=== Input records ===

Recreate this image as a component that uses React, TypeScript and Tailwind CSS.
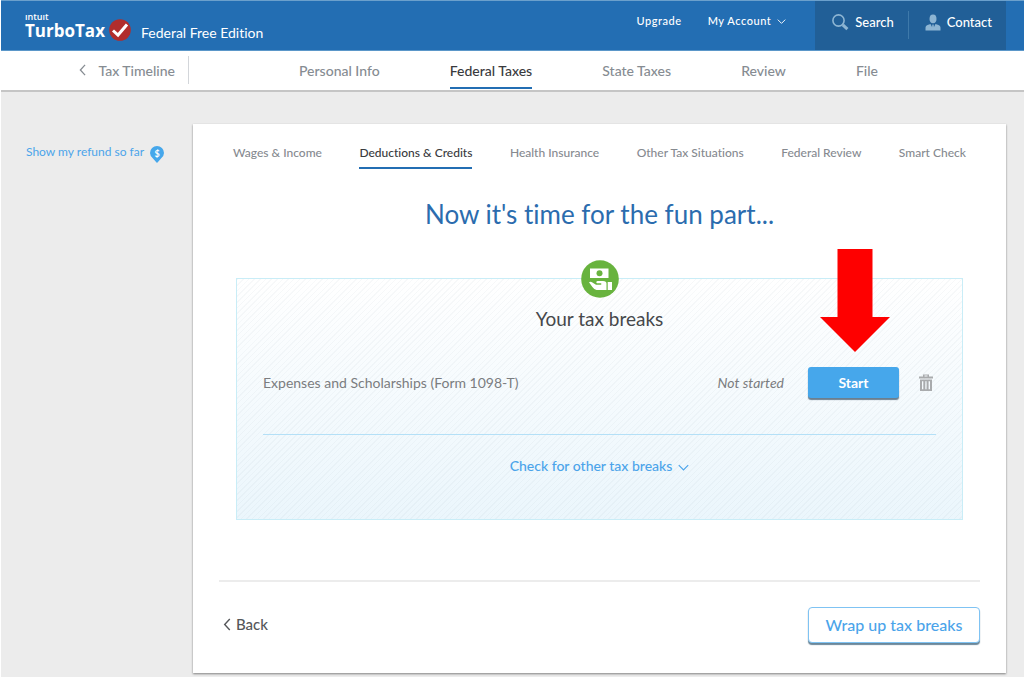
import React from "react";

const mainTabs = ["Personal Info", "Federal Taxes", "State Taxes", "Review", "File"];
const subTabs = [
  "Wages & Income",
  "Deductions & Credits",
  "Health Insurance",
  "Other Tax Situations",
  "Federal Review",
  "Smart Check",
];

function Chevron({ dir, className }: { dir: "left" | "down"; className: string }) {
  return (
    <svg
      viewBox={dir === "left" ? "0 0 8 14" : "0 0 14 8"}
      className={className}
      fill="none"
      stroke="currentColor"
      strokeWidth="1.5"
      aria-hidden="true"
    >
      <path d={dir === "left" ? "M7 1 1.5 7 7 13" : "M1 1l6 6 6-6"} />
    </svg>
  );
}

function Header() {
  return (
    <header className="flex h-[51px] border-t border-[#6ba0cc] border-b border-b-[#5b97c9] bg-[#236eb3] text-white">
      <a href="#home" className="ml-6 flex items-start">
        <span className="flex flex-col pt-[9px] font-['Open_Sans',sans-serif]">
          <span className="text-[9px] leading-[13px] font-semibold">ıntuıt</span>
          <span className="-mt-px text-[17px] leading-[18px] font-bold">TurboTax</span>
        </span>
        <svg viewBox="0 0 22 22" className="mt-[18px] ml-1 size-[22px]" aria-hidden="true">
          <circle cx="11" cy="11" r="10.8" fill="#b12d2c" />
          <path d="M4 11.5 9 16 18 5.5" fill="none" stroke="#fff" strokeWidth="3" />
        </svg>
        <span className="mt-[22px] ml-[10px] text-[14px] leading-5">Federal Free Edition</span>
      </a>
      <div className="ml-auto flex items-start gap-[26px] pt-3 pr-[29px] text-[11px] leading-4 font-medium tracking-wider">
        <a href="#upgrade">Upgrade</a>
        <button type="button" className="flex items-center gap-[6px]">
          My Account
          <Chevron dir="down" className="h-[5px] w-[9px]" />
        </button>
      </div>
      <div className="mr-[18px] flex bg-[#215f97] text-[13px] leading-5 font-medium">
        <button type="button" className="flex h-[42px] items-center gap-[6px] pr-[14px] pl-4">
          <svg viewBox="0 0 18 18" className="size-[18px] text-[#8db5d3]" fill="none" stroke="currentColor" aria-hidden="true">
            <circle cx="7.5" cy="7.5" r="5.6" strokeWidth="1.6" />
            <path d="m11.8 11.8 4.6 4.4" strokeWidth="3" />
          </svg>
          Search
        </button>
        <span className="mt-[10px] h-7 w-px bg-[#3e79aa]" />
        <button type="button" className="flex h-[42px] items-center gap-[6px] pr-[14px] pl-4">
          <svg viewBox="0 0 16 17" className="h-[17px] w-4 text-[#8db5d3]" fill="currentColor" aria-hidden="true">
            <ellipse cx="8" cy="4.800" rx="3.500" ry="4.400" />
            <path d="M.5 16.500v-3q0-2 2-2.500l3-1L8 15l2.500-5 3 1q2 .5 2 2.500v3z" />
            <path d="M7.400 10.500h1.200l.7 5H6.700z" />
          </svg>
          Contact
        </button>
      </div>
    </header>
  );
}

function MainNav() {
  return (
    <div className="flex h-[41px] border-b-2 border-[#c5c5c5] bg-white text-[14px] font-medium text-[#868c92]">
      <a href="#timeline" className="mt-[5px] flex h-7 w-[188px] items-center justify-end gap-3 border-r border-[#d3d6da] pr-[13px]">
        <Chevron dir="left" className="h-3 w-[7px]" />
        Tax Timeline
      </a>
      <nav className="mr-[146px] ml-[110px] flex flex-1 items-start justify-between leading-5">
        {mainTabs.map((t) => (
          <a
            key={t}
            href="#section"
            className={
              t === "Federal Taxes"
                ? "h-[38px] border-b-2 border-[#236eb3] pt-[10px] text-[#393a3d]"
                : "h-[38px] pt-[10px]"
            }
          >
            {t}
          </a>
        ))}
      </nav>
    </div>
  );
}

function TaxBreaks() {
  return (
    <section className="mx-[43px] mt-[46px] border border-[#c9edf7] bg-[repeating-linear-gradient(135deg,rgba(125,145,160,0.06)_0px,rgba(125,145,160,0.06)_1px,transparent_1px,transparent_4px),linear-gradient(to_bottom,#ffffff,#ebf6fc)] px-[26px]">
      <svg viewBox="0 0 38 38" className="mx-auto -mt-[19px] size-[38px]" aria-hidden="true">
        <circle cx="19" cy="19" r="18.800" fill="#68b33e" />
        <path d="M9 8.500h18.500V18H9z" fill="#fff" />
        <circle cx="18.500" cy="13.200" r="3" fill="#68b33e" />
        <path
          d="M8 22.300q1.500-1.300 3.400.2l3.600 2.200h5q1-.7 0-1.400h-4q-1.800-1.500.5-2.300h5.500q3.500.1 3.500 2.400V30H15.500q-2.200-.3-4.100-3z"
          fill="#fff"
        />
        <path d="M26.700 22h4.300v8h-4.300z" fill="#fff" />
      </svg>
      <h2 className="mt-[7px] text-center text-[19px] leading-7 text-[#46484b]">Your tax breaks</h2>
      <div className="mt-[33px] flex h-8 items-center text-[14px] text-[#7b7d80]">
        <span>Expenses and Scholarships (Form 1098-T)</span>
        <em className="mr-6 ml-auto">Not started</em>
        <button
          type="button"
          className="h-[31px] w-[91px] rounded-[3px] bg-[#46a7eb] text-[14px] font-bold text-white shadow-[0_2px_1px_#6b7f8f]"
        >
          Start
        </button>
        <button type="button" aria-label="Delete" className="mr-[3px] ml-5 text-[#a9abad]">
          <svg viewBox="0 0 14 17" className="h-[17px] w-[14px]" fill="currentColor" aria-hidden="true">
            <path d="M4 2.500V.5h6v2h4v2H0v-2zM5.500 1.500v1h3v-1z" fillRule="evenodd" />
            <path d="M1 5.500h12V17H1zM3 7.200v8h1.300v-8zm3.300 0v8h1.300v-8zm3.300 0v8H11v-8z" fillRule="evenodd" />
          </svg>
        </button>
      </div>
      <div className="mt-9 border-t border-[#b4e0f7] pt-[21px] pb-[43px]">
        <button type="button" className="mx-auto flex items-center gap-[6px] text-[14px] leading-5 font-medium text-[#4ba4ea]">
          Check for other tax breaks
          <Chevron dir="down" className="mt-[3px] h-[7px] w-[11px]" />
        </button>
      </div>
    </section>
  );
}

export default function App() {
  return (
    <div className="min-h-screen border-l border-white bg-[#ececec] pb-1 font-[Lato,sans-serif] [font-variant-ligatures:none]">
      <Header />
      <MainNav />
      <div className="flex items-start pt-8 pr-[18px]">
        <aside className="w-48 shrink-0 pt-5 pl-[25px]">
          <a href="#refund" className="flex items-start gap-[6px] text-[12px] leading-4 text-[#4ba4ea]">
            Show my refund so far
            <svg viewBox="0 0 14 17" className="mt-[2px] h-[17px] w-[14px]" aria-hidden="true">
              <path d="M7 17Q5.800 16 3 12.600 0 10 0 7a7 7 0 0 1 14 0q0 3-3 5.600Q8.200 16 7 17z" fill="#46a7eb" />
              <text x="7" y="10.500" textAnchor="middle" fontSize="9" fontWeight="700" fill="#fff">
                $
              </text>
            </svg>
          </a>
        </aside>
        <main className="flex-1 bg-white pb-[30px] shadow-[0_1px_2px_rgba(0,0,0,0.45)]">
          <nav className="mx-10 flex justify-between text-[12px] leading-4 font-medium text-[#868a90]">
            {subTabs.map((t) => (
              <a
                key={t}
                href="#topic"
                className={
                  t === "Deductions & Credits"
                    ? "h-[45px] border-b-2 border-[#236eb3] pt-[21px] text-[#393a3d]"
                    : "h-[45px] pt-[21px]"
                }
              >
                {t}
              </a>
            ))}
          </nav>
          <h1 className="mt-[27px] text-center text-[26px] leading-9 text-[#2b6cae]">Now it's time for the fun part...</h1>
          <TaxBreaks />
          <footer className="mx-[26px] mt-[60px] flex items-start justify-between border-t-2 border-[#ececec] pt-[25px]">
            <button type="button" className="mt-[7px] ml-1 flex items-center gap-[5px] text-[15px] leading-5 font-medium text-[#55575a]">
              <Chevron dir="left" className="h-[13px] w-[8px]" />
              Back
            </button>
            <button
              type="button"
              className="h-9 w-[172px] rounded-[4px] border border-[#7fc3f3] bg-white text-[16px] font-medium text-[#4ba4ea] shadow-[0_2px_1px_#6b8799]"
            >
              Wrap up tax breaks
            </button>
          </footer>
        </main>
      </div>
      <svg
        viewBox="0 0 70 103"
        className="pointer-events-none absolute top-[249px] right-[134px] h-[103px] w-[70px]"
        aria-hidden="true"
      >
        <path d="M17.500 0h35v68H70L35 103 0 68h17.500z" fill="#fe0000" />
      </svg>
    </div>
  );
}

===
=== Input records ===

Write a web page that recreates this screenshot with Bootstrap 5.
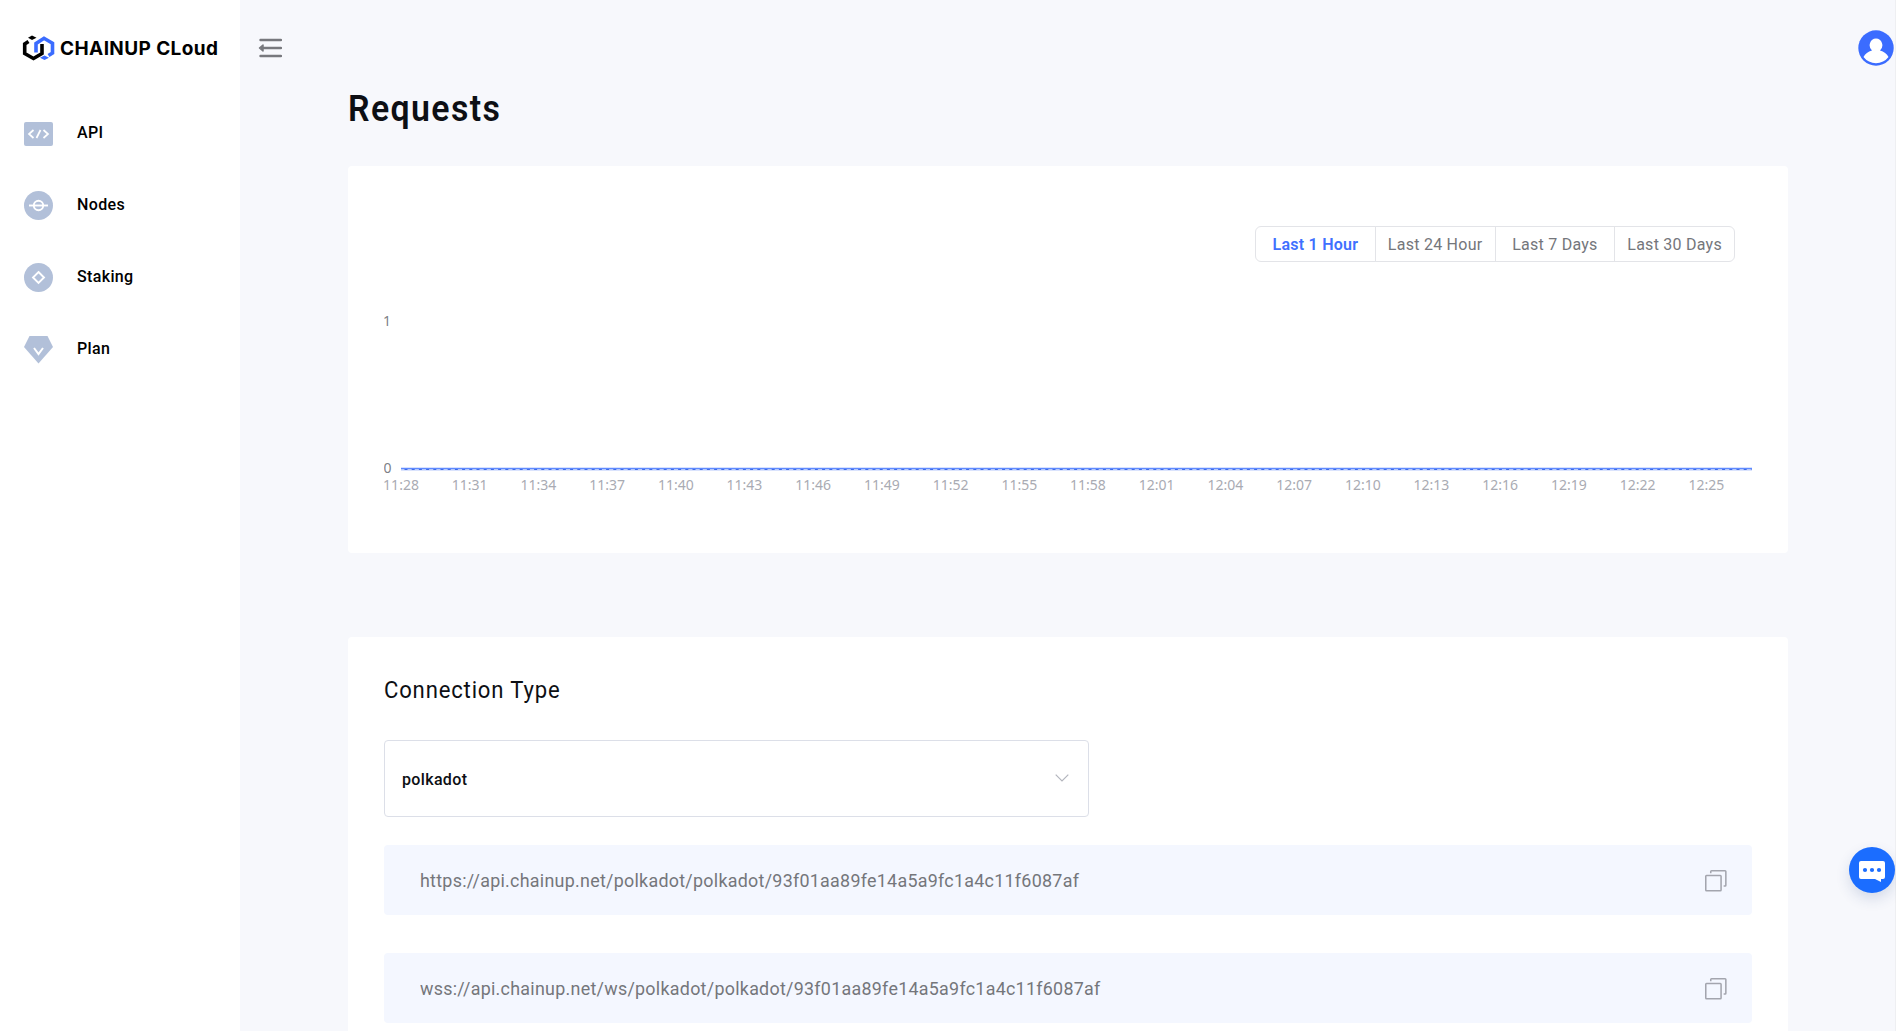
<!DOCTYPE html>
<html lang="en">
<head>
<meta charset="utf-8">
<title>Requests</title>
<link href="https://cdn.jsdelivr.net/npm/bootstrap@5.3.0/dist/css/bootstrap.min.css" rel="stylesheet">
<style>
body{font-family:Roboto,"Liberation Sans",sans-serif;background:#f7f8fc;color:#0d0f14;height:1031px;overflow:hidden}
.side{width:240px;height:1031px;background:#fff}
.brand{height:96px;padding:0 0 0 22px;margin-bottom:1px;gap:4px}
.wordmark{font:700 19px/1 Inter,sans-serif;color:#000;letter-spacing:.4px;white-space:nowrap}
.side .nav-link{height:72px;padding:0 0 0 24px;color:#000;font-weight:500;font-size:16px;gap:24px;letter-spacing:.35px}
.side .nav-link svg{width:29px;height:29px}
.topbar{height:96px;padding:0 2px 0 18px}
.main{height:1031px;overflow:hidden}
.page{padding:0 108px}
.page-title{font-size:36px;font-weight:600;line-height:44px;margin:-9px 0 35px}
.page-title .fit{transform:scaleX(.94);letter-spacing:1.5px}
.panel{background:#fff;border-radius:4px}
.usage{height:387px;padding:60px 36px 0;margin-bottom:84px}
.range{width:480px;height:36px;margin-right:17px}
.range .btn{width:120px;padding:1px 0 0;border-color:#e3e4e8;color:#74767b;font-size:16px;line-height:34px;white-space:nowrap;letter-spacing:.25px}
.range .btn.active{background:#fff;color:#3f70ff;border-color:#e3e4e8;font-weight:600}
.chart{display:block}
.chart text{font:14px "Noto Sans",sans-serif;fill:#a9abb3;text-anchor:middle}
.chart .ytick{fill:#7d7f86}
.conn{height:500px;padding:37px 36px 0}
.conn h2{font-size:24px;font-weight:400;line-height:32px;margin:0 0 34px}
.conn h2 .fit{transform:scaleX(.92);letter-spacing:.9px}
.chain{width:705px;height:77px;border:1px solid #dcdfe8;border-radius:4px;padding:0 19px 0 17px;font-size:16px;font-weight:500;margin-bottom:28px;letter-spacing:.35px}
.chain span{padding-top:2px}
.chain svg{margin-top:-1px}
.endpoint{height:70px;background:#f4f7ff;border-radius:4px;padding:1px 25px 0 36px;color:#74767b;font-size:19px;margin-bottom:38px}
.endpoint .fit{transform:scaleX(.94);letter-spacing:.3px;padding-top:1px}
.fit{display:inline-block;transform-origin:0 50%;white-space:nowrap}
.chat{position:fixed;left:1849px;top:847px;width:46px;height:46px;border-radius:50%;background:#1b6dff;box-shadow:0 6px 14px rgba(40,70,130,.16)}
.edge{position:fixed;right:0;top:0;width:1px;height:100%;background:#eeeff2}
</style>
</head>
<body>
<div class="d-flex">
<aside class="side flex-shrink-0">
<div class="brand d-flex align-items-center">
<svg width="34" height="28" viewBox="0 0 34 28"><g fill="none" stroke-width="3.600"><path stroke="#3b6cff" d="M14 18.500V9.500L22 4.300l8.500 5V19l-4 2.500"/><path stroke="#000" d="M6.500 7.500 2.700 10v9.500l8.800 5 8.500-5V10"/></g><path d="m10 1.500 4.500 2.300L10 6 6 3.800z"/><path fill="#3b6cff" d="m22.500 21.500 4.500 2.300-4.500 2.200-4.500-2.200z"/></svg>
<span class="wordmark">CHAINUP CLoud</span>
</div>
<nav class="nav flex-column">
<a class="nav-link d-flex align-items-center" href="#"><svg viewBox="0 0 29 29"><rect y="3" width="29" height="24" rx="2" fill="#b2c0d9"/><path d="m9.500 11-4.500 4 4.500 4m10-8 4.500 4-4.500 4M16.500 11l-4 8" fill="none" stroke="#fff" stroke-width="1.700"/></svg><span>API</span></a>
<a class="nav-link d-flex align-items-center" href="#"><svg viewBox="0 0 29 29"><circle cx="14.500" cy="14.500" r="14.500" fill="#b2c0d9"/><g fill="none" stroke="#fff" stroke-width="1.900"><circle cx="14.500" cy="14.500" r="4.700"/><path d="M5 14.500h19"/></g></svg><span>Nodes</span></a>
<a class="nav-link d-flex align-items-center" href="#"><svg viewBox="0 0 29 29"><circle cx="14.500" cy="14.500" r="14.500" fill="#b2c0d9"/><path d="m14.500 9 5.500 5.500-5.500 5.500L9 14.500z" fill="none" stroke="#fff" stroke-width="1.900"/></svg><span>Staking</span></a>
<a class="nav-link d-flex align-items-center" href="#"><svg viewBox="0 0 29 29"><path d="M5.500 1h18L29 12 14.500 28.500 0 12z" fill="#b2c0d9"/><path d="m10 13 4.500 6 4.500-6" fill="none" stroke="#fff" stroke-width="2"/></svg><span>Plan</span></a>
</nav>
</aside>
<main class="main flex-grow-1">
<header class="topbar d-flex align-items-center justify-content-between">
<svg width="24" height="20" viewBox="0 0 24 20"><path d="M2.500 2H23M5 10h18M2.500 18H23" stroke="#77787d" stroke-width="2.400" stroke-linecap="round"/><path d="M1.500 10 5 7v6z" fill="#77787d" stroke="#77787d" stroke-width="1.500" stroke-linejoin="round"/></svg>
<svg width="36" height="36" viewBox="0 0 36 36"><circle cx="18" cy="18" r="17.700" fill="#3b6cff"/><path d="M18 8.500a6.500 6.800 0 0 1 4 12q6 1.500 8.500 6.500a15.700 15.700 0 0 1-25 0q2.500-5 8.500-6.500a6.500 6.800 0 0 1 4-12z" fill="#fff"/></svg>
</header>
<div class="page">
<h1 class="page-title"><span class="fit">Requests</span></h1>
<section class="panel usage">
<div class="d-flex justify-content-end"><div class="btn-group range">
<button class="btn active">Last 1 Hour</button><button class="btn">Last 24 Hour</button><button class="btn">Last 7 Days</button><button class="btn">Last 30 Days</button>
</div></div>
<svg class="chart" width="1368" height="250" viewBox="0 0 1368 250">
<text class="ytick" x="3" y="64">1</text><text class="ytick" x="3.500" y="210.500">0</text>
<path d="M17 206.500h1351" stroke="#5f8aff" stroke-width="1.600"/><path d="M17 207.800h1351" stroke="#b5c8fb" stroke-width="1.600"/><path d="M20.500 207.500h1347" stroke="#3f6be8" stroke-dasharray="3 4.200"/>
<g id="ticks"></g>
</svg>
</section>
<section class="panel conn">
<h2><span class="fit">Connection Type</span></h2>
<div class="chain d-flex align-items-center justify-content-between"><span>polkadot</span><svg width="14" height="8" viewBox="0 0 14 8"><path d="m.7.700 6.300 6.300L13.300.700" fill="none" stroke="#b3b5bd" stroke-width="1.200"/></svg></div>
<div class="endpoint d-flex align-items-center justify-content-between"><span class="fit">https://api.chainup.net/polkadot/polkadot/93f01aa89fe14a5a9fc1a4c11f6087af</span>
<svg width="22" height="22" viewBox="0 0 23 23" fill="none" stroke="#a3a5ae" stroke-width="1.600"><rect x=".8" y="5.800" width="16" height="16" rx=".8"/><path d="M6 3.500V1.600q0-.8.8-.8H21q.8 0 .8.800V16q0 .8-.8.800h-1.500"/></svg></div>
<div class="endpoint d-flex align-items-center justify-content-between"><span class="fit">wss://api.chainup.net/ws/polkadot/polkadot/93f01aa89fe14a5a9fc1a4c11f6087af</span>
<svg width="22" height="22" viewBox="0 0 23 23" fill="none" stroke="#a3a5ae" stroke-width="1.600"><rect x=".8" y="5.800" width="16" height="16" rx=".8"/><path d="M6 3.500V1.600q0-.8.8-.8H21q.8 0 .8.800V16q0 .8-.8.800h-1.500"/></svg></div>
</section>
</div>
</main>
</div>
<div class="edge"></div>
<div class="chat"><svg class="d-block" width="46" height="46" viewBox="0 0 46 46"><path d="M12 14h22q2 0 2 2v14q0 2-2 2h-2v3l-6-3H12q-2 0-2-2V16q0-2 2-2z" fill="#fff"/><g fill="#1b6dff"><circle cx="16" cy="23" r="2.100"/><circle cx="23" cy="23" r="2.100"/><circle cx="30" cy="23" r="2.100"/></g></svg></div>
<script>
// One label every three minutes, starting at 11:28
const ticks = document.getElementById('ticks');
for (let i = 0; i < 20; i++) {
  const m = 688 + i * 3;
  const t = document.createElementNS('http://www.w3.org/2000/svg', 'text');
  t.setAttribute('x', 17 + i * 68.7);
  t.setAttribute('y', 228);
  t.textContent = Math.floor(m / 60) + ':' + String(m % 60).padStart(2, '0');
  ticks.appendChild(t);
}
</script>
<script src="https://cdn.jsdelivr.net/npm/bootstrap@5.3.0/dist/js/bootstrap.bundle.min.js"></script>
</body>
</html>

===

### Exercise goal
Above are the records; copy every line in them that holds the word "page".

### Exercise answer
Write a web page that recreates this screenshot with Bootstrap 5.
.page{padding:0 108px}
.page-title{font-size:36px;font-weight:600;line-height:44px;margin:-9px 0 35px}
.page-title .fit{transform:scaleX(.94);letter-spacing:1.5px}
<div class="page">
<h1 class="page-title"><span class="fit">Requests</span></h1>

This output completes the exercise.